Harrell recorded several albums in Roanoke at the old Threshold Studio on Elm Avenue for the long-gone Leather Records label. He also recorded for Rebel Records when it was based in Roanoke and played several shows at the old Howard's Soup Kitchen in the 1980s, when it was located on Campbell Avenue and hosted many bluegrass concerts.

Harrell was born in Marion on Sept. 14, 1934. According to a biography written by bluegrass historian Ivan Tribe, Harrell received more formal music training than most early bluegrassers were used to. Rather than learning to play by ear, Harrell learned to read music and took piano lessons.

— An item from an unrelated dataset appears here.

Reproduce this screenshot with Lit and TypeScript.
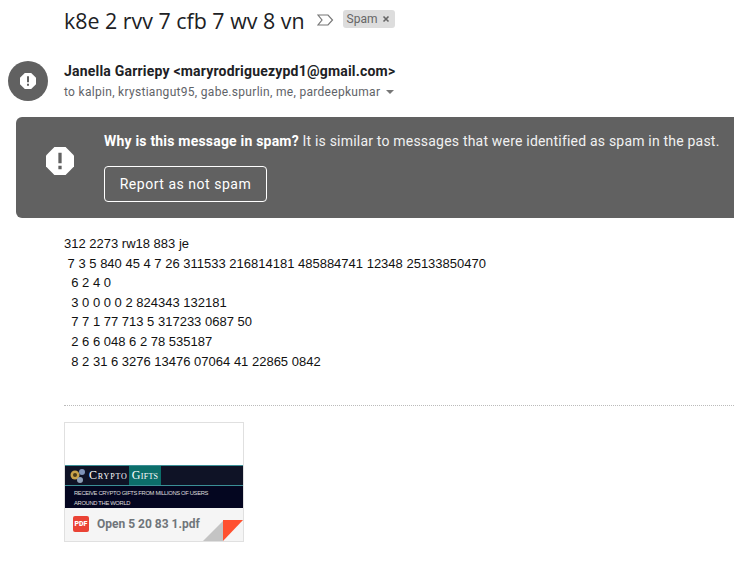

His interest in bluegrass was piqued in the early 1950s at Maryland, where he played mandolin and sang in several bands around Washington. After a stint in the military, Harrell played in several bands in the early 1960s, including the original version of the Virginians, before hooking up with Reno, the legendary banjo innovator who rose to fame with partner Red Smiley on WDBJ-TV's "Top o' the Morning" program.

Shortly after Smiley's poor health forced his retirement from the road, Harrell joined Reno's group in 1966 and was part of successful run during the bluegrass renaissance of the 1960s and '70s, when the burgeoning festival movement brought larger audiences to the music. The Tennessee Cut-Ups, who were based in Maryland at the time, scored several bluegrass and country hits, which included the Reno classic "I'm Using My Bible for a Road Map."

Harrell reformed the Virginians in 1978 and recorded a dozen albums, many of them in Roanoke.

Last year, Harrell was honored with a Distinguished Achievement Award from the International Bluegrass Music Association. Stephenson, 52, a Harrisonburg native who grew up near Fredericksburg and whose wife is from Franklin County, made the presentation.

"It was long overdue," said Stephenson, who videotaped an interview with Harrell last month for an oral history project at the International Bluegrass Music Museum in Owensboro, Ky.

"He was the best."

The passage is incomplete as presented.